Какие же собственно задачи или вопросы предстояло или предстоит еще решать и защищать христианской апологетике в виду этого нового направления отрицательной критики?

В сущности и это литературно-догматическое как мы его называем12, направление ее не принесло никаких новых вопросов в область историко-критического исследования Евангелии и евангельской истории: спорные вопросы остались те же, изменилась только их постановка, или те приемы, какими отрицательная критика все еще мечтает оправдать твои предвзятые теории и воззрения в решении их.
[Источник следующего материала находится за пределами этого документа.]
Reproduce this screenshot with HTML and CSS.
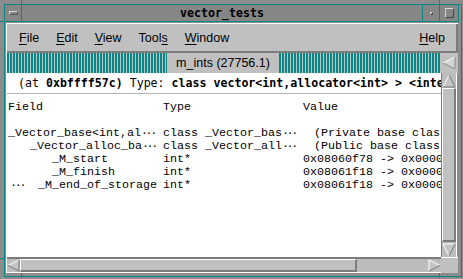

Борьба по-прежнему сосредоточивается около двух основных, вопросов, из которых один имеет более общий, а другой – более частный, специальный характер: около вопроса, во-первых, относительно исторической достоверности евангельских сказа­ний, и во-вторых – около вопроса о происхождении и взаимном отношении наших св. Евангелий, в особенности первых трех. И если борьба относительно этих вопросов, в настоящем, последнем фазисе ее развития, сделалась более сложной вследствие чрезвычайного разнообразия и запутанности воззрений и суждений отрицательной критики, – иногда весьма крайних и враждебных, иногда более или менее умеренных, – то никак нельзя назвать ее более трудной. Напротив и теперь, как ранее, в период господства идей новотюбингенской школы, отрицательная критика сама во многих случаях дает, так сказать, в руки христианской апологетике достаточно сильное оружие для поражения себя. Нужно уметь только пользоваться этим оружием.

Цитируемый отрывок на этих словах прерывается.